Data from the new report are “of critical importance” for the committee in considering arms treaties, he said.

Sen. Jon Kyl, Arizona Republican, also has questioned Russian compliance with the 1991 START treaty in a speech in October, when he said Moscow’s new multiple-warhead RS-24 missile that was tested as recently as May 2007 violated the treaty.

The 2005 report, the last one made public, identified several Russian violations of the old START treaty.
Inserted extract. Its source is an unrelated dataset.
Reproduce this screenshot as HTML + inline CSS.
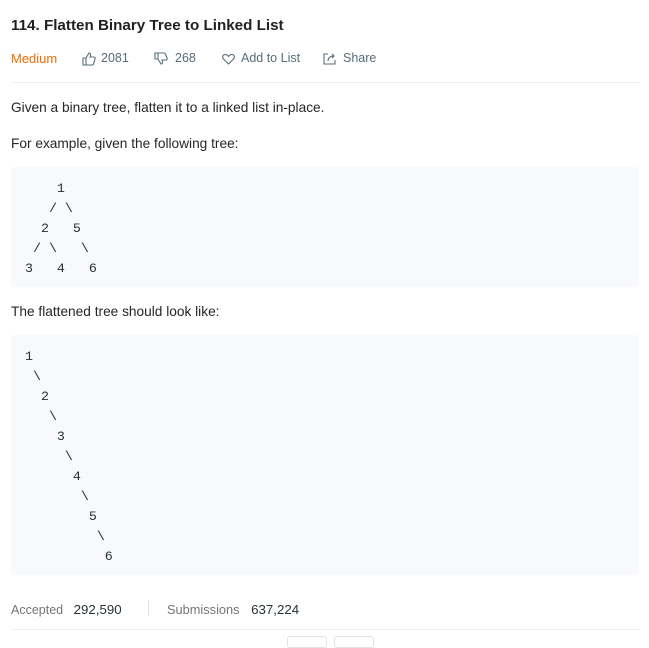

They included: U.S. inspectors’ inability to confirm Russian warhead cuts; Russia’s failure to report new mobile missile launchers; its improper basing of mobile missiles; its blocking of U.S. inspectors from measuring missile tubes; and the failure to provide missile flight test data required by the treaty.


Charles Graner, the convicted ring leader in the Abu Ghraib detainee-abuse scandal, has at least won one court victory.

Graner, who was reduced in rank to Army private, has served more than five years in prison, two years and eight months longer than anyone else convicted in the scandal.

But his lawyer, Charles Gittins, recently got the Army Court of Criminal Appeals to rule that the Army did not properly calculate time off of his sentence for good behavior.

“They were giving him half of what he was entitled to,” Mr. Gittins told special correspondent Rowan Scarborough.

The Army had awarded Graner 600 days, but the judge said he was entitled to 1,200, or over three years off his 10-year sentence.

The ruling did not affect only Graner.

“His case required that the government change the way they were calculating the good time abatement for all prisoners who committed their offenses before Jan. 1, 2005, but were sentenced after that date, a not insignificant number of military confinees,” said Mr. Gittins, one of the nation’s most prominent defenders of accused military personnel.

“They clearly do not want him out and talking, since he maintains even now that what he was doing was ordered by [higher-ups] as a means to ‘soften up’ detainees for interrogation,” Mr. Gittins said.

His conviction is being appealed to the U.S. Court of Appeals for the Armed Forces.